Scotland is given a page or two per major venue, and this whistle-stop approach is general throughout the book. It is a mammoth task and Niall has performed miracles of editorial concision to give us the best each venue has to offer. The variety of bouldering represented is terrific, you get a real taste of Britain's geological smorgasbord, and the 180 venues have over 3,200 classic problems described with clean, sunny topos and clear approach maps.

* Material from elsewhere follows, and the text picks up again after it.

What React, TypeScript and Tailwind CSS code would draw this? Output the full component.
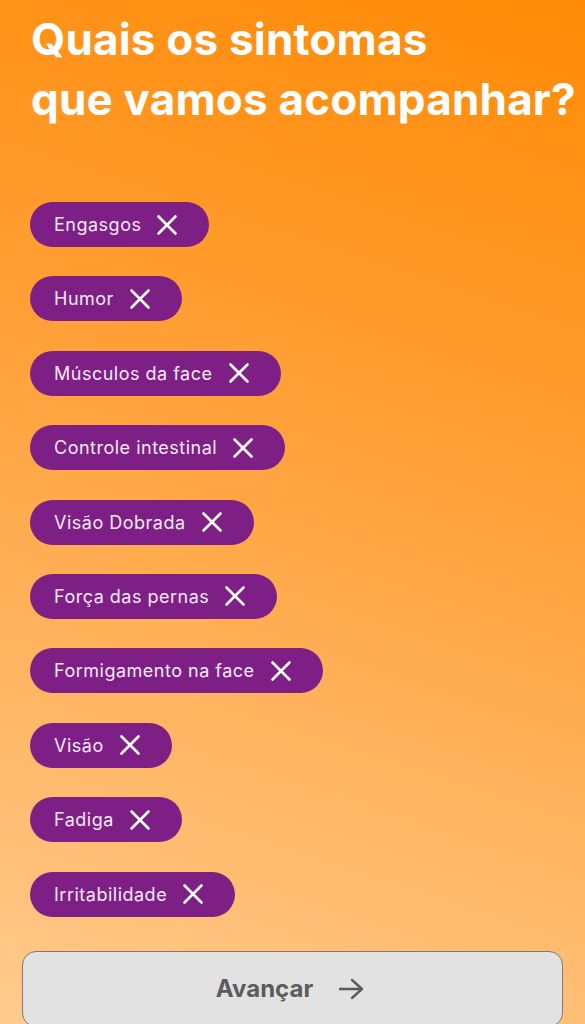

Not only does the guide do what a guide is supposed to do, it is perhaps the most entertainingly written climbing guide I have ever picked up. Each page will raise a smile - just reading the history of the Langdale boulders will give you a taste of how refreshingly free from earnest, grade-chasing, navel-gazing is this book...bouldering is meant to be fun and Niall seems to have understood that message. Whether you are a solitary, heather-tramping, mat-hauler or a communal, gritstone Sunday picnicker, the guide covers all tastes and communicates the various characters of our rocks and our strange fascination with pebble pilates.
The production quality is to die for and Niall has no doubt spent many long nights embedded in the intricacies of Adobe software, or howling at the moon when a lovingly traced map crashes without a save... the sheer bloody-mindedness needed to produce something this good-looking would put creationists to shame: it is a sophisticated, technicolour creature that has evolved fully-formed out of the primordial swamps, magma chambers and silent seabeds of our geological past.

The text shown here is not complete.